How informality drains value

  • A farmer spreads fertiliser but keeps no record.
  • A supervisor sprays chemicals but cannot tell you which chemical, which dose or which worker handled it.
  • Harvest takes place, but there is no documented chain from field to store.
  • Labour works, but identity, skill and accountability vanish into guesswork.

Nothing is written down, so nothing can be proven. And when nothing can be proven, everything becomes discounted. This is what informality costs the continent. It is not a small number. It is billions every year.

Why markets discount undocumented produce

  • Markets will never pay full price for produce that cannot be traced.
  • Banks will never lend at scale to farms with no operational evidence.
  • Exporters will never risk shipping without documentation that can survive inspection.
  • Insurers will never price risk fairly when the claims trail is thin or non-existent.

The tragedy is that most of these losses have nothing to do with land size or input quantity.
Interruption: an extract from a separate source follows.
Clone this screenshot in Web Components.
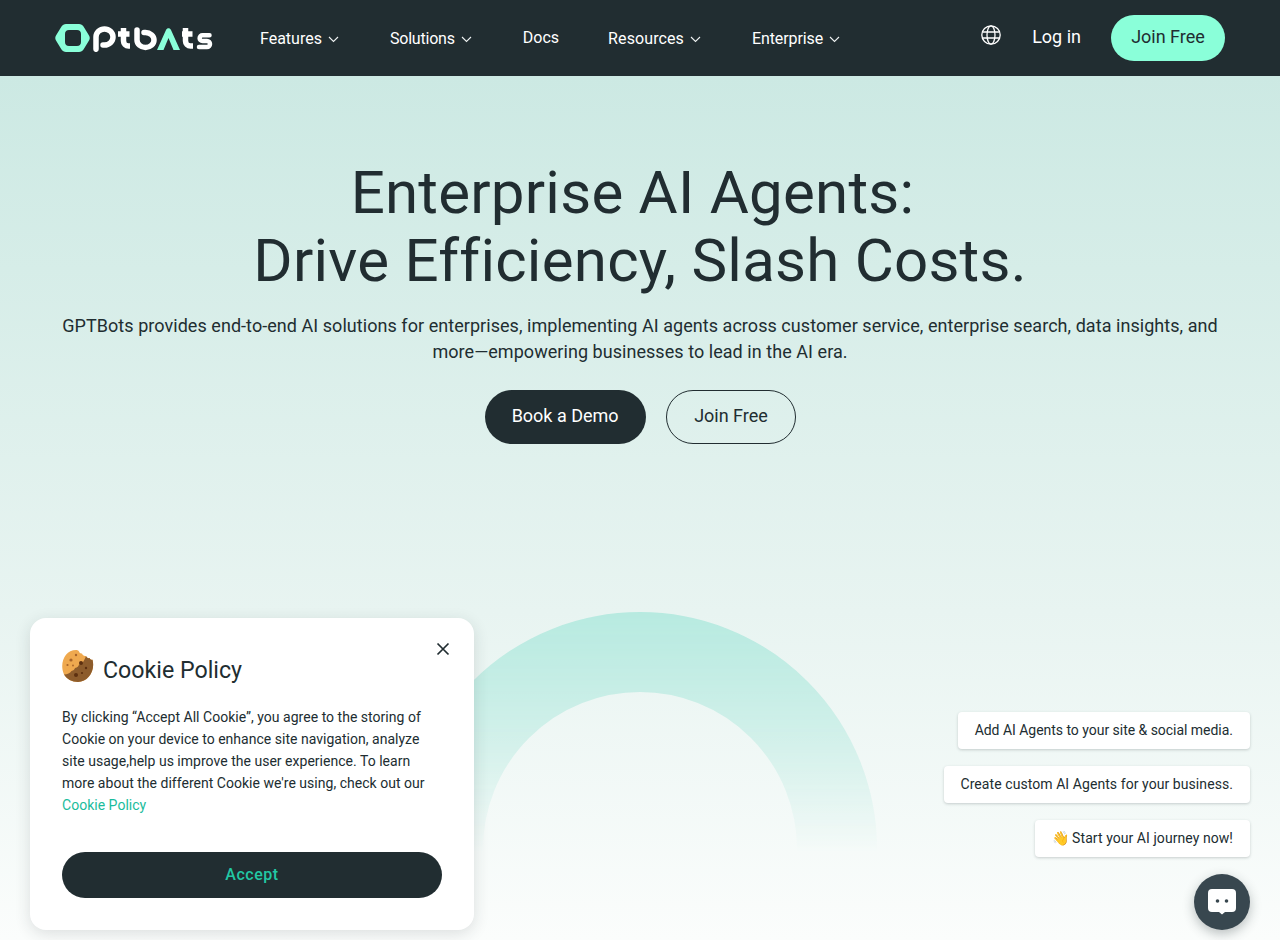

They come from simple gaps in the process: a missing logbook, a skipped record, a task done but unverified, a harvest handled with care but without evidence.

Africa does not need to transform its farms into large estates. It needs to transform its informal habits into formal proof. This is where the real value sits. Small tweaks. No extra land. The same inputs. Just documented properly.

Proof is built from simple discipline

  • A planting date recorded.
  • A spraying session logged.
  • A worker identified.
  • A harvest photographed.
  • A storage check verified.

These minor changes increase farm value, more than doubling acreage.

Where Shambaboy fits

Shambaboy exists to deliver exactly this correction. It formalises the informal without changing how farmers work. Every daily action becomes evidence. Every routine task becomes a compliance record. Every harvest becomes traceable.

Once the leaks are closed, the value rises. Once evidence exists, the farm becomes bankable. Once the workflow is documented, the produce becomes export-ready.

Africa does not need more land. It needs more proof. And proof begins with simple discipline done every day. Shambaboy turns that discipline into economic value. Nothing dramatic. Nothing complex. Just the right work recorded in the right way, so that the farm earns what it truly deserves.

Africa does not need more land. It needs more proof.